Federal Reserve officials do not set interest rates with presidential elections in mind. In fact, the central bank is independent of the White House and, as the Fed chair, Jerome H. Powell, has said repeatedly, the institution takes that independence seriously.

But the growing likelihood that the Fed might begin to cut rates this year could provide an election-year assist to President Biden. Investors do not widely expect rate cuts to be announced when Fed officials conclude a two-day meeting on Wednesday. But they anticipate a rate cut in the near future, with possibly more to come before November.

Interest rate cuts could also help to improve housing affordability, an issue for young voters that has bedeviled the president.

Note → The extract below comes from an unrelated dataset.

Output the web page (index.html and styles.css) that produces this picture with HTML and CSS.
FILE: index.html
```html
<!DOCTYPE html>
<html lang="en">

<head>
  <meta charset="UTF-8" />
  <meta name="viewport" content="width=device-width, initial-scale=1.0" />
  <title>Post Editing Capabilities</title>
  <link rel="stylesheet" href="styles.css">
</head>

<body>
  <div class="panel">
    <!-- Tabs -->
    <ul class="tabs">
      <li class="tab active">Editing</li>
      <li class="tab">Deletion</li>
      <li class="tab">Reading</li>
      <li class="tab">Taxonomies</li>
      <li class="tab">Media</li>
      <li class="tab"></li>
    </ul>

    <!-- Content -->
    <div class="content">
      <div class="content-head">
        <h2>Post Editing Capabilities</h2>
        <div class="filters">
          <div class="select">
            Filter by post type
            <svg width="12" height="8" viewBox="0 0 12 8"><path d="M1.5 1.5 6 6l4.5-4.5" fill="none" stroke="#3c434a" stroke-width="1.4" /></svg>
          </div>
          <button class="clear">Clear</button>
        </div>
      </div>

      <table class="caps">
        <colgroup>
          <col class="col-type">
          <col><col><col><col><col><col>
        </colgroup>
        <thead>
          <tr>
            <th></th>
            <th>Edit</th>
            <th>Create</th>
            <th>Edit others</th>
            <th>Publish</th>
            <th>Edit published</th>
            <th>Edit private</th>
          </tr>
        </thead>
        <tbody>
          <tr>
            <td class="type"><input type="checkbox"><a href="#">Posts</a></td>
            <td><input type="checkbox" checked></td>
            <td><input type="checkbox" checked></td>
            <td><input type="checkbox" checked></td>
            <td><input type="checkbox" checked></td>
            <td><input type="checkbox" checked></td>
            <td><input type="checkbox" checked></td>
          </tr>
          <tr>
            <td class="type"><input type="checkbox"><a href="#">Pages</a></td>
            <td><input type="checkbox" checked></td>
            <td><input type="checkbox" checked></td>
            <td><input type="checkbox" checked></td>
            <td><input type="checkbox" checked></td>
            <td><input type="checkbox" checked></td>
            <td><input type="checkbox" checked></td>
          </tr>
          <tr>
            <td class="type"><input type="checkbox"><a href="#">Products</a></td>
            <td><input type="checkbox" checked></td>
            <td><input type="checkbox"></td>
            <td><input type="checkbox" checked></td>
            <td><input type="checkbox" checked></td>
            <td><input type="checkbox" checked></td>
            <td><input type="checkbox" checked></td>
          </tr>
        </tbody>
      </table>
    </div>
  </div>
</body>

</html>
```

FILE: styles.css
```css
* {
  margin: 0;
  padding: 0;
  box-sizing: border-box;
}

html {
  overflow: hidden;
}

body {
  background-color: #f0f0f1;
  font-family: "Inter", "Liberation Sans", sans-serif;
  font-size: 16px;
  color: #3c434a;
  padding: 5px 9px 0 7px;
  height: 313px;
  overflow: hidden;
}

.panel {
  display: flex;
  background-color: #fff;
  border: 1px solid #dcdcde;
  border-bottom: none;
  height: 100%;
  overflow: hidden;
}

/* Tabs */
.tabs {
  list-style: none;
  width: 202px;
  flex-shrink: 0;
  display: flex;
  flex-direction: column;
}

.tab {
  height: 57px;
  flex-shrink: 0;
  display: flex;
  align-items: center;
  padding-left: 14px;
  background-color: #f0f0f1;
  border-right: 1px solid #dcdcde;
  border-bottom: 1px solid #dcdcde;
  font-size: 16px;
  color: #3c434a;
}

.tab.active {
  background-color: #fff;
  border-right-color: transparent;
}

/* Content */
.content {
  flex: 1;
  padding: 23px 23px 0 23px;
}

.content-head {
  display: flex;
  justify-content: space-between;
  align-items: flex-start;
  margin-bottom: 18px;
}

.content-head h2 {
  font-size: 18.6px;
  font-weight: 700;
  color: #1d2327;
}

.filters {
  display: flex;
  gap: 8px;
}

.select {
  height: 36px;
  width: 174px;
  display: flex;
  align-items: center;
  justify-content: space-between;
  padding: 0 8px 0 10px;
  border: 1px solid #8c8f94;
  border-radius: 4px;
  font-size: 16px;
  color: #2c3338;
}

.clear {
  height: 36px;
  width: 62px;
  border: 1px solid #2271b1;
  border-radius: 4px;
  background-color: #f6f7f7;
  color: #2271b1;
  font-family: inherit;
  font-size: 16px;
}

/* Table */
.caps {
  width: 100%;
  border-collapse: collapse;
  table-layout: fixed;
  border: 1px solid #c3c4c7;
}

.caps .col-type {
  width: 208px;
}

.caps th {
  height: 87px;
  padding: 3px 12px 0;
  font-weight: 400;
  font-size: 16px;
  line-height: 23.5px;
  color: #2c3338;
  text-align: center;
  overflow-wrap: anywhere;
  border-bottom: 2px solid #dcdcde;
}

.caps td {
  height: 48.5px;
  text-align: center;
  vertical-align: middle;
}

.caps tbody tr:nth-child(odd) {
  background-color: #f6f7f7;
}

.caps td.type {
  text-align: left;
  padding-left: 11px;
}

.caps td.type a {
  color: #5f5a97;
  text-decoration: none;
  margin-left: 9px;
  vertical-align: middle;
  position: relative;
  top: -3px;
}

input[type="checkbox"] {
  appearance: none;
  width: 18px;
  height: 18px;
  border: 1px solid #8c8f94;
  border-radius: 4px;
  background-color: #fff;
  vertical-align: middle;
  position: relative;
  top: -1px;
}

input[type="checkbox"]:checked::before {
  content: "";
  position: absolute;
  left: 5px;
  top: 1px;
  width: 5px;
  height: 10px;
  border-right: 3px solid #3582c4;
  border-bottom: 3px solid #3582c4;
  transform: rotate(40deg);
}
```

Falling interest rates could drive down mortgage rates. That might entice home buyers, but it could also spur more homeowners to put their houses on the market after years of clinging to mortgages they took out when rates were much lower. An improving supply of available homes could help to keep a lid on prices, some economists hope.

White House officials are careful not to comment on Fed rate decisions; Lael Brainard, a former Fed governor who heads Mr. Biden’s National Economic Council, laughed off a reporter’s question on the topic last week. But privately, some administration economists are watching the Fed’s moves for any sign of additional mortgage-rate relief.

The Fed may have already, and unintentionally, helped Mr. Biden’s re-election prospects by holding rates steady for the back half of 2023 as inflation cooled. Continued rate increases could have slammed the breaks on economic activity and increased the chances that the economy slipped into recession — which is one reason progressive groups, and some Democratic senators, urged Fed officials to pause rate increases last year.